Pomysł był prosty. Gdyby można było mieć coś tak pięknego i niepowtarzalnego, jak dziecko. Jednak bez „wad” kryjących się za posiadaniem potomstwa. Bez ustawicznych wrzasków, płaczu i domagania się uwagi. Gdyby tak można posiadać maluszka, pięknego bobaska, którego będzie można przebierać, przewijać, wozić na spacery, a czasami nawet zapomnieć, że to nieprawdziwe dziecko.
Reborn to lalki imitujące małe dzieci, tworzone z zegarmistrzowską precyzją. Do których produkcji wykorzystuje się najwyższej klasy materiały, dodaje elementy pozwalające stworzyć przedmiot możliwe przypominający „życie”. Szczególnie starannie odwzorowuje się rysy twarzy, dobór włosków, zarys oczu, linie papilarne na dłoniach. Wszystko ma być prawdziwe. Mimo, że życia w tym nie ma.

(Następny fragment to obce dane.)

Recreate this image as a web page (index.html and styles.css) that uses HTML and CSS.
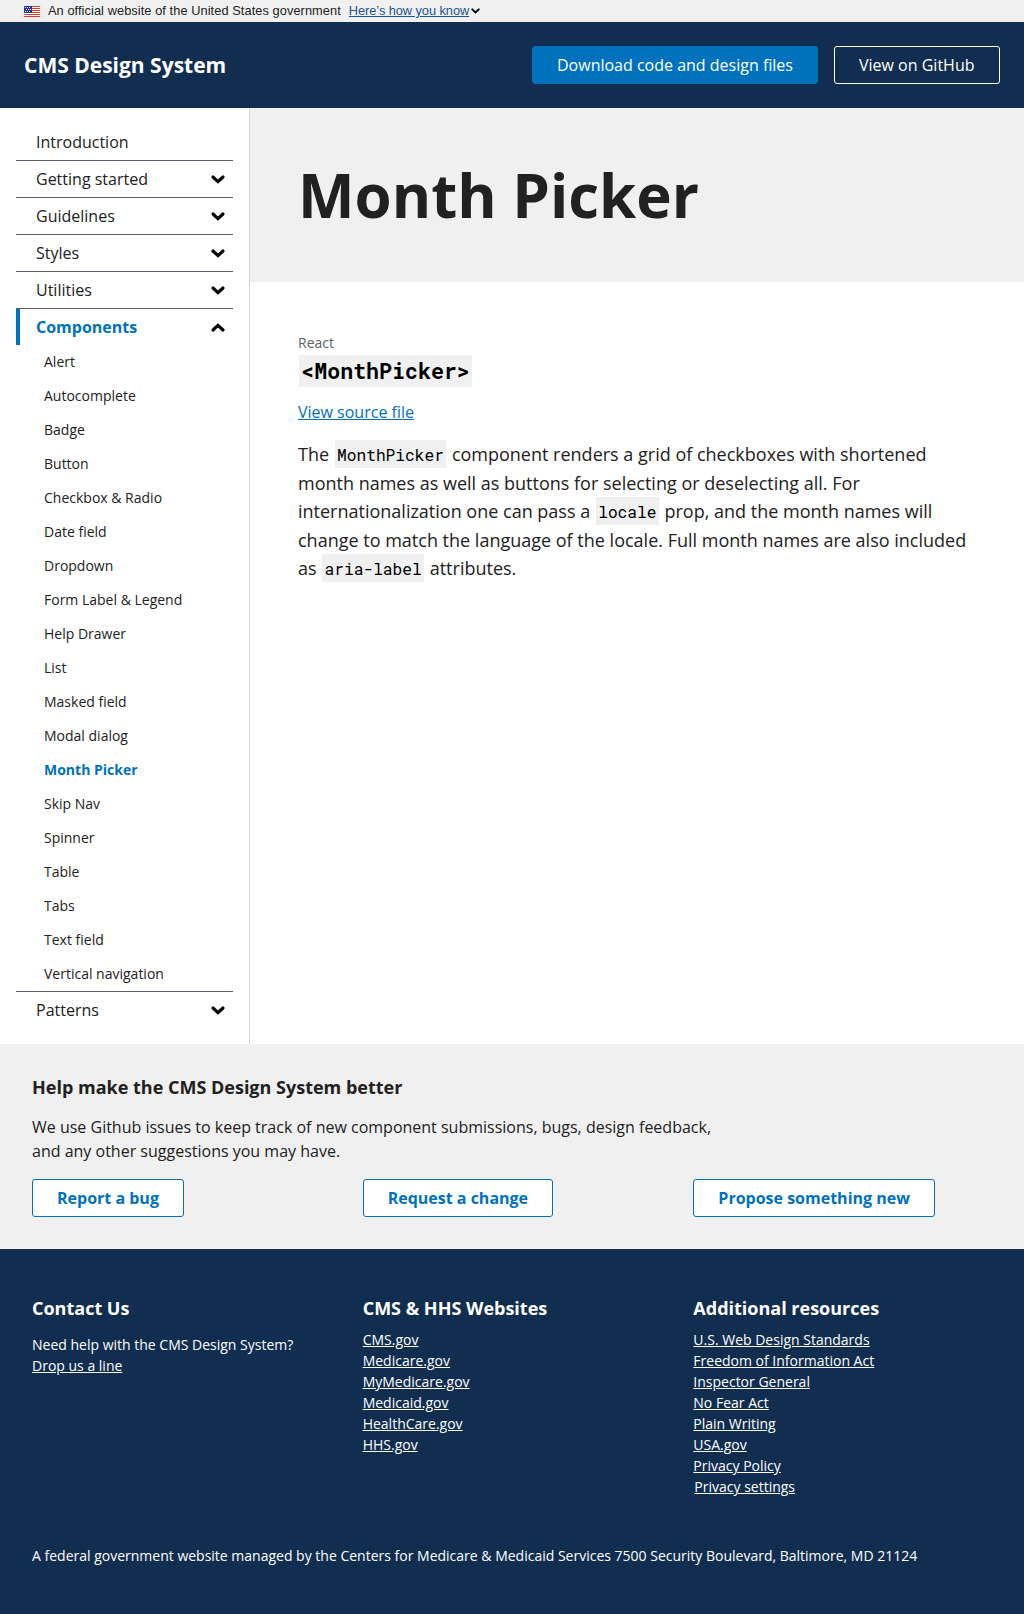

Lalkę reborn można zaprojektować zgodnie ze swoimi oczekiwaniami. Można zdecydować, czy chce się mieć „chłopczyka”, czy „dziewczynkę”, czyli całkowicie inaczej niż to jest w życiu. Można wybrać kolor oczu, kolor twarzy, czy nawet karnację. Najzdolniejsze osoby zajmujące się projektowaniem lalek reborn mogą dla nas zrobić właściwie wszystko. Jedyne, co ich ogranicza, to nasz zasób pieniędzy. Lalki reborn są bowiem drogie. Nie każdy może sobie na nie pozwolić. Jednak zdarza się tak, że ci co w końcu decydują się na zakup, często nie poprzestają na jednej lalce i decydują się na kolejną. W ten sposób dochodzi do swego rodzaju uzależnienia.